World Tennis Day is a perfect excuse to do something simple and surprisingly powerful: build a tiny tradition around movement, focus, and play. Tennis is one of those rare sports that works as a workout, a skill, a social event, and a mental reset all at once. You do not need fancy gear, a country club membership, or years of experience. You just need a plan for the day that makes tennis feel welcoming, fun, and easy to repeat.
Start with a small tennis ritual
Make the day feel different before you even pick up a racquet.
- Put on something you would actually play in, even if you are not going to a court yet.
- Watch a five minute highlight reel while you eat or drink your morning coffee.
- Do a quick warm-up in your living room: shoulder rolls, hip circles, ankle circles, and a light jog in place.
A ritual matters because it lowers friction. It tells your brain this is not a big project. It is just a day with a theme.
Play, even if you do not have a court
If you have access to a court, book it and keep the session short. Forty five minutes is plenty. If you do not have a court, you can still celebrate in a way that feels like tennis.
- Find a wall and rally with yourself. It is one of the best skill builders and it costs nothing.
- Use a foam ball in a driveway or park and practice controlled taps.
- Do shadow swings at home, focusing on smooth form and balance instead of power.
- Mark a “mini net” with a rope, tape, or two water bottles and play mini tennis.
The goal is not to prove you are good. The goal is to create a positive association with the sport.
Make it social in a low-pressure way
Tennis is better when it feels shared, but it does not need to be intense.
- Invite one person for a friendly hit where you agree in advance: no scoring, just rallying.

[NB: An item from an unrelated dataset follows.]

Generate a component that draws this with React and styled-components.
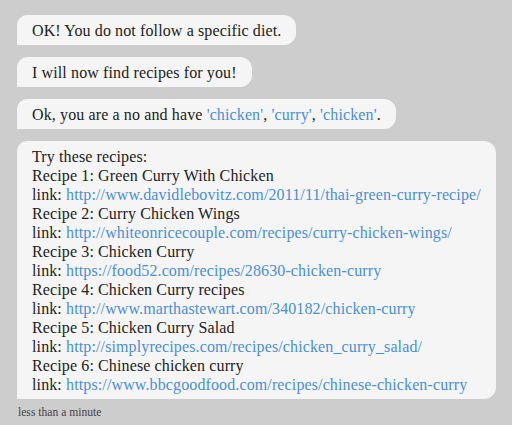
import React from "react";
import styled, { createGlobalStyle } from "styled-components";

const Global = createGlobalStyle`
  html, body {
    margin: 0;
    padding: 0;
    background: #cdcdcd;
  }
  body {
    font-family: "Liberation Serif", "Times New Roman", serif;
  }
`;

const Chat = styled.div`
  display: flex;
  flex-direction: column;
  align-items: flex-start;
  gap: 12px;
  padding: 15px 8px 0 17px;
`;

const Bubble = styled.div`
  background: #f5f5f5;
  color: #222;
  font-family: "Liberation Serif", "Times New Roman", serif;
  font-size: 16px;
  letter-spacing: 0.12px;
  line-height: 19px;
  padding: 6px 15px 5px;
  border-radius: 10px 12px 12px 0;
`;

const Line = styled.div`
  white-space: nowrap;
`;

const Link = styled.span`
  color: #4a8fd6;
`;

const Stamp = styled.div`
  margin-top: -5px;
  font-family: "Liberation Serif", "Times New Roman", serif;
  font-size: 11.6px;
  color: #444;
  padding-left: 1px;
`;

const recipes = [
  ["Green Curry With Chicken", "http://www.davidlebovitz.com/2011/11/thai-green-curry-recipe/"],
  ["Curry Chicken Wings", "http://whiteonricecouple.com/recipes/curry-chicken-wings/"],
  ["Chicken Curry", "https://food52.com/recipes/28630-chicken-curry"],
  ["Chicken Curry recipes", "http://www.marthastewart.com/340182/chicken-curry"],
  ["Chicken Curry Salad", "http://simplyrecipes.com/recipes/chicken_curry_salad/"],
  ["Chinese chicken curry", "https://www.bbcgoodfood.com/recipes/chinese-chicken-curry"],
];

export default function App() {
  return (
    <>
      <Global />
      <Chat>
        <Bubble>OK! You do not follow a specific diet.</Bubble>
        <Bubble>I will now find recipes for you!</Bubble>
        <Bubble>
          Ok, you are a no and have <Link>'chicken'</Link>, <Link>'curry'</Link>, <Link>'chicken'</Link>.
        </Bubble>
        <Bubble>
          <Line>Try these recipes:</Line>
          {recipes.map(([name, url], i) => (
            <React.Fragment key={i}>
              <Line>Recipe {i + 1}: {name}</Line>
              <Line>link: <Link>{url}</Link></Line>
            </React.Fragment>
          ))}
        </Bubble>
        <Stamp>less than a minute</Stamp>
      </Chat>
    </>
  );
}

- If you do play points, keep it simple: first to 11, win by 1.
- Bring an extra racquet if you have one, so nobody has an excuse to skip.
- If friends are not available, join a community drop-in night or a casual ladder if your area offers one.
The best tennis plans are the ones people would say yes to on a normal day.
Try a themed challenge
Give yourself a “win” even if you are brand new. A challenge makes the day memorable.
Beginner-friendly ideas:
- 50 clean wall hits in a row with a foam ball.
- 20 serves that land in the correct box, no matter how slow.
- 10 minutes of steady rallying, focusing on control.
Intermediate ideas:
- Serve accuracy: 10 wide, 10 body, 10 T.
- Consistency: rally crosscourt only for 10 minutes.
- Footwork: split step before every opponent contact.
Advanced ideas:
- Second serve target practice under pressure rules.
- Pattern play: serve plus one, repeated for 20 points.
- Endurance set: continuous points for 30 minutes, short breaks only.
Pick one, write it down, and treat completing it like a real accomplishment.
Celebrate tennis culture, not just tennis play
World Tennis Day can be a full experience.
- Watch a classic match or a documentary and pay attention to patterns and strategy.
- Read a short piece on tennis psychology, footwork, or serve mechanics.
- Learn a tiny piece of tennis history, like how scoring works and why it is weird.
- Try restringing, replacing grips, or cleaning your shoes and gear.
For some people, learning and appreciation is the gateway to actually playing more.
Do a “tennis appreciation walk”
This sounds silly until you do it. Visit local courts, even just to watch or take a short walk around them. Notice how many people are out moving, laughing, practicing. It turns tennis into something that feels available, not distant.
If you bring a ball and racquet, you might end up playing for ten minutes just because you are there.
Make it charitable or community-focused
If you want the day to mean something beyond yourself, aim your celebration outward.
- Donate gently used racquets or balls to a school program.
- Offer a free beginner hit session with a friend who is curious.
- Volunteer at a community club event if one exists in your area.
- Share a simple post encouraging newcomers, with no gatekeeping language.
Tennis grows when it feels open, not exclusive.
End the day by setting a tiny follow-up
The easiest way to honor World Tennis Day is to make it the start of a habit.
- Book one court session for next week.
- Decide on a simple routine: one wall session weekly, 20 minutes.
- Choose one skill to focus on for a month, like serve toss consistency.
- Write a one sentence reflection: what felt good, what felt frustrating, what you want to try next.
A celebration is nice. A repeatable practice is better.
A simple World Tennis Day plan you can copy
If you want a plug-and-play version, do this:
- Warm up for 5 minutes at home
- Hit a wall or play mini tennis for 20 to 30 minutes
- Watch 10 minutes of highlights
- Do one small gear upgrade: new overgrip or fresh balls
- Set one follow-up date to play again
That is it. That is a full celebration.
World Tennis Day does not need fireworks. It is a day to give yourself permission to be a beginner, to enjoy the rhythm of rallying, and to remember that play is not a reward you earn. It is something you practice.